State gambling regulators gave a green light Thursday to Bally’s plans to open a temporary casino in the landmark Medinah Temple, moving the proposal one step closer to opening its doors in River North.
The unanimous vote by the Illinois Gaming Board came after months of investigation into everyone involved in the controversial project, from well-heeled investors to subcontractors, and represents a major step forward for the long-in-the works project.
Bally’s now has “preliminary suitability” status, according to the Gaming Board, setting the firm up to get the final permits it needs to open.
“We’ve asked the city of Chicago to bet on Bally’s and we’re here to pay that bet off,” Bally’s Corporation Chairman Soo Kim told the board Thursday.
It is not clear when Bally’s will be able to open a temporary casino in the century-old Shriner’s temple at 600 N. Wabash Ave., with its distinctive domed ceilings and stained-glass windows. A Chicago landmark since 2001, the temple was most recently home to a Bloomingdale’s furniture store.
In February, Bally’s officials told state gaming officials they hoped to open the temporary casino in June.
Once it opens, Chicagoans and tourists will be able to try their luck at 750 slot machines and more than 50 table games.
But before the first bet is placed, the temporary casino must meet regulatory requirements and receive a permit from the state’s gaming administrator as well as a permit from the city’s Business Affairs and Consumer Protection department.
Approximately 500 people are expected to work at the temporary casino, and Bally’s has pledged to make sure that 60% of those employees are Black, Latino, Asian or American Indian, 45% women, 5% military veterans and 5% people with disabilities.
In December, the Chicago City Council voted 39-5 to approve plans for a permanent casino on what is now the Chicago Tribune’s printing plant and newsroom and to open a temporary casino in the Medinah Temple as early as this summer.
That vote came over the objection of Ald. Brendan Reilly (42nd Ward), who urged his colleagues to reject the plan crafted by former Mayor Lori Lightfoot because it will snarl traffic downtown and exacerbate public safety concerns.
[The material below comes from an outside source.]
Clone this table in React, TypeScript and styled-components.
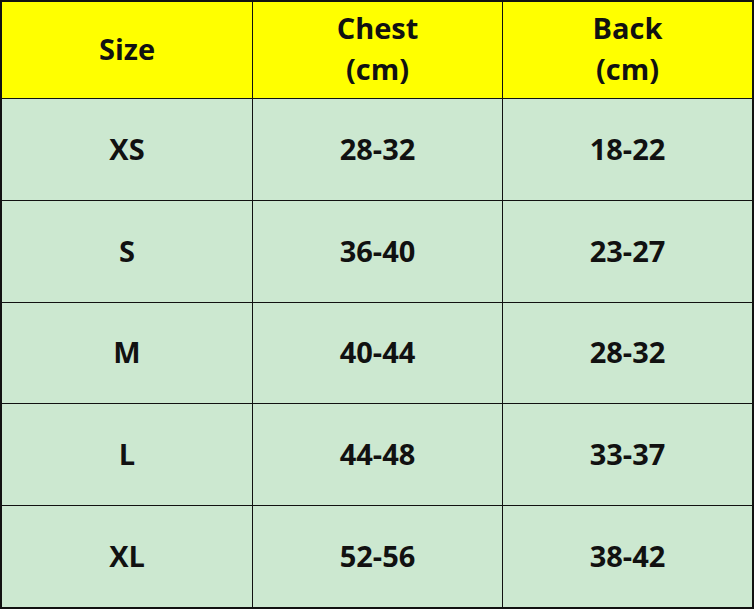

Plans call for the permanent $1.74 billion Bally’s casino and resort to open in 2026 on 30 acres in River West.
Bally’s has told city officials they will meet the requirements imposed by city officials that 25% of the facility be owned by Black, Latino or Asian shareholders, 50% of its employees be from Chicago and at least 26% of the construction contracts go to firms owned by women or Black, Latino or Asian Chicagoans.
City officials are counting on a casino to boost the city’s economy and funnel approximately $200 million into its police and fire pension funds, significantly easing the pressure on the city’s finances, while creating thousands of jobs and drawing tourists — and their fat wallets.